Selain itu, upacara terkait daur hidup juga masih dilaksanakan di lingkungan keraton. Mitoni, misalnya, digelar saat usia kehamilan tujuh bulan. Upacara tersebut bertujuan memohon rahmat dan keselamatan kepada Tuhan Yang Maha Esa bagi ibu serta calon bayi.
Inilah kenapa upacara adat di keraton juga berlangsung secara komunal dengan semangat golong gilig.
GKR Hayu menyebut, secara umum, pelaksanaan upacara adat di keraton berlaku turun-temurun, mengandung beragam nilai filosofis, dan bersumber dari kearifan lokal. Setiap tahapan menuntun nilai kesadaran dan kebersamaan antara keraton dan masyarakat.
”Inilah kenapa upacara adat di keraton juga berlangsung secara komunal dengan semangat golong gilig, yakni bersatunya kehendak dan niat dalam karya, cipta, dan karsa demi tujuan yang sama,” ujarnya.
Meski begitu, dia menambahkan, sejumlah upacara telah mengalami penyederhanaan dari bentuk awalnya. Misalnya, upacara pernikahan di kalangan keluarga keraton awalnya bisa berlangsung 10 hari, bahkan ada pula yang sampai 40 hari, tetapi saat ini dilangsungkan tiga hari.
Hal ini dilakukan menyesuaikan dengan kondisi zaman dan dinamika sosial. ”Akan tetapi, esensi dan makna upacara itu tetap dijaga,” ucap GKR Hayu.
Dalam jumpa pers simposium, Kanjeng Pangeran Haryo (KPH) Notonegoro selaku Penghageng Kawedanan Kridhamardawa, divisi kesenian dan pertunjukan Keraton Yogyakarta, mengatakan, sebagian upacara adat terkait siklus hidup, seperti upacara pernikahan, masih kuat dilestarikan masyarakat.

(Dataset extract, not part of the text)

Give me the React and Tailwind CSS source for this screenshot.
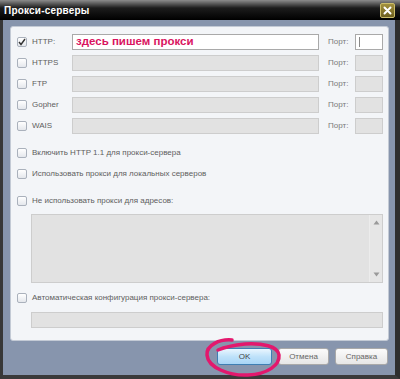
import { useState } from "react";

function Box({ checked }) {
  return (
    <span className="w-[10px] h-[10px] shrink-0 rounded-[2px] border border-[#aab1bc] bg-[linear-gradient(to_bottom,#ffffff,#e4e7ec)] flex items-center justify-center">
      {checked && (
        <svg width="8" height="8" viewBox="0 0 8 8">
          <path d="M1 4 L3 6.5 L7 1" fill="none" stroke="#333" strokeWidth="1.4" />
        </svg>
      )}
    </span>
  );
}

function Field({ active, className = "", children }) {
  return (
    <div
      className={
        "h-[16px] border " +
        (active ? "bg-white border-[#a9a9a9] " : "bg-[#e2e2e2] border-[#cdcdcd] ") +
        className
      }
    >
      {children}
    </div>
  );
}

function CheckLine({ label, className = "" }) {
  return (
    <div className={"h-[16px] flex items-center gap-[5px] " + className}>
      <Box />
      <span className="text-[8px] text-[#5e5e5e]">{label}</span>
    </div>
  );
}

export default function App() {
  const [rows] = useState([
    { name: "HTTP:", active: true },
    { name: "HTTPS", active: false },
    { name: "FTP", active: false },
    { name: "Gopher", active: false },
    { name: "WAIS", active: false },
  ]);

  return (
    <div className="w-[400px] h-[379px] relative flex flex-col bg-[#8795ad] font-['Liberation_Sans',Arial,sans-serif] overflow-hidden">
      {/* Заголовок окна */}
      <div className="h-[20px] shrink-0 flex items-center justify-between pl-[4px] pr-[5px] bg-[linear-gradient(to_bottom,#8c8c8c_0%,#1c1c1c_40%,#000_100%)]">
        <span className="text-[10px] font-bold text-white tracking-[0.2px]">Прокси-серверы</span>
        <div className="w-[15px] h-[15px] rounded-[2px] border border-[#cbbd6a] bg-[linear-gradient(to_bottom,#a3913c,#6d5f1f)] flex items-center justify-center">
          <svg width="9" height="9" viewBox="0 0 9 9">
            <path d="M1.5 1.5 L7.5 7.5 M7.5 1.5 L1.5 7.5" stroke="#fff" strokeWidth="2" strokeLinecap="round" />
          </svg>
        </div>
      </div>

      {/* Тело */}
      <div className="flex-1 flex flex-col border-l-[3px] border-l-[#383838] border-r-[5px] border-r-[#2e2e2e] border-b-[4px] border-b-[#3a3a3a] pt-[6px] pl-[7px] pr-[6px]">
        <div className="h-[315px] border border-[#c3cad5] rounded-[3px] bg-[#f3f5f8] pl-[6px] pr-[5px] pt-[7px] flex flex-col">
          <div className="flex flex-col gap-[5px]">
            {rows.map((r, i) => (
              <div key={r.name} className="h-[16px] flex items-center">
                <Box checked={i === 0} />
                <span className="w-[45px] shrink-0 pl-[5px] text-[8px] text-[#5e5e5e]">{r.name}</span>
                <Field active={r.active} className="flex-1 flex items-center pl-[3px]">
                  {i === 0 && (
                    <span className="text-[11.5px] leading-none font-bold text-[#d9145f]">здесь пишем прокси</span>
                  )}
                </Field>
                <span className="w-[36px] shrink-0 pl-[9px] text-[8px] text-[#7a7a7a]">Порт:</span>
                <Field active={r.active} className="w-[28px] shrink-0 flex items-center pl-[3px]">
                  {i === 0 && <span className="w-px h-[10px] bg-[#888]" />}
                </Field>
              </div>
            ))}
          </div>

          <CheckLine className="mt-[11px]" label="Включить HTTP 1.1 для прокси-сервера" />
          <CheckLine className="mt-[5px]" label="Использовать прокси для локальных серверов" />
          <CheckLine className="mt-[11px]" label="Не использовать прокси для адресов:" />

          <div className="mt-[5px] ml-[14px] h-[69px] border border-[#cdcdcd] bg-[#e2e2e2] flex justify-end">
            <div className="w-[13px] border-l border-[#ececec] bg-[#e6e6e6] flex flex-col items-center justify-between py-[5px]">
              <svg width="7" height="5" viewBox="0 0 7 5">
                <path d="M3.5 0.5 L6.5 4.5 L0.5 4.5 Z" fill="#9a9a9a" />
              </svg>
              <svg width="7" height="5" viewBox="0 0 7 5">
                <path d="M0.5 0.5 L6.5 0.5 L3.5 4.5 Z" fill="#9a9a9a" />
              </svg>
            </div>
          </div>

          <CheckLine className="mt-[7px]" label="Автоматическая конфигурация прокси-сервера:" />
          <Field className="mt-[6px] ml-[14px]" />
        </div>

        {/* Кнопки */}
        <div className="mt-[7px] flex justify-end pr-[1px] gap-[6px] text-[8px] text-[#666]">
          <button className="w-[55px] h-[17px] rounded-[3px] border border-[#3f7fb3] bg-[linear-gradient(to_bottom,#eaf6fe,#bfe2fa_50%,#a8d5f6)] text-[#444]">
            OK
          </button>
          <button className="w-[51px] h-[17px] rounded-[3px] border border-[#a9a9a9] bg-[linear-gradient(to_bottom,#fbfbfb,#e6e6e6)]">
            Отмена
          </button>
          <button className="w-[53px] h-[17px] rounded-[3px] border border-[#a9a9a9] bg-[linear-gradient(to_bottom,#fbfbfb,#e6e6e6)]">
            Справка
          </button>
        </div>
      </div>

      {/* Красная обводка от руки */}
      <svg className="absolute left-[200px] top-[335px]" width="90" height="44" viewBox="0 0 90 44">
        <path
          d="M32 5 C20 4, 6 10, 7 20 C8 33, 30 41, 48 40 C68 39, 80 30, 79 20 C78 11, 62 8, 45 9 C35 10, 25 12, 18 15"
          fill="none"
          stroke="#e3186d"
          strokeWidth="3.5"
          strokeLinecap="round"
        />
      </svg>
    </div>
  );
}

Namun, ada pula upacara adat yang sudah jarang dilakukan, seperti Tetesan. Upacara ini menandai fase beranjaknya seorang gadis kecil ke masa kanak-kanak.
Karena itu, Keraton Yogyakarta mendokumentasikan berbagai upacara tersebut dan memublikasikannya melalui media, seperti Youtube. Ini agar masyarakat yang mau menggelar upacara-upacara adat itu bisa memiliki rujukan, terutama terkait tata laksananya.
Penghageng Kawedanan Nitya Budaya Keraton Yogyakarta, yang mengemban peran pelestarian kebudayaan, GKR Bendara, mengatakan, tahun ini pihaknya berencana menggelar upacara Mitoni dan Tedhak Siten (menapak tanah pertama bagi anak). Upacara ini diselenggarakan untuk warga yang memiliki hajat tersebut.
”Kami akan coba adakan 10 Mitoni dan 10 TedhakSiten di awal, tengah, dan akhir tahun,” ujar GKR Bendara yang juga putri bungsu Sultan HB X.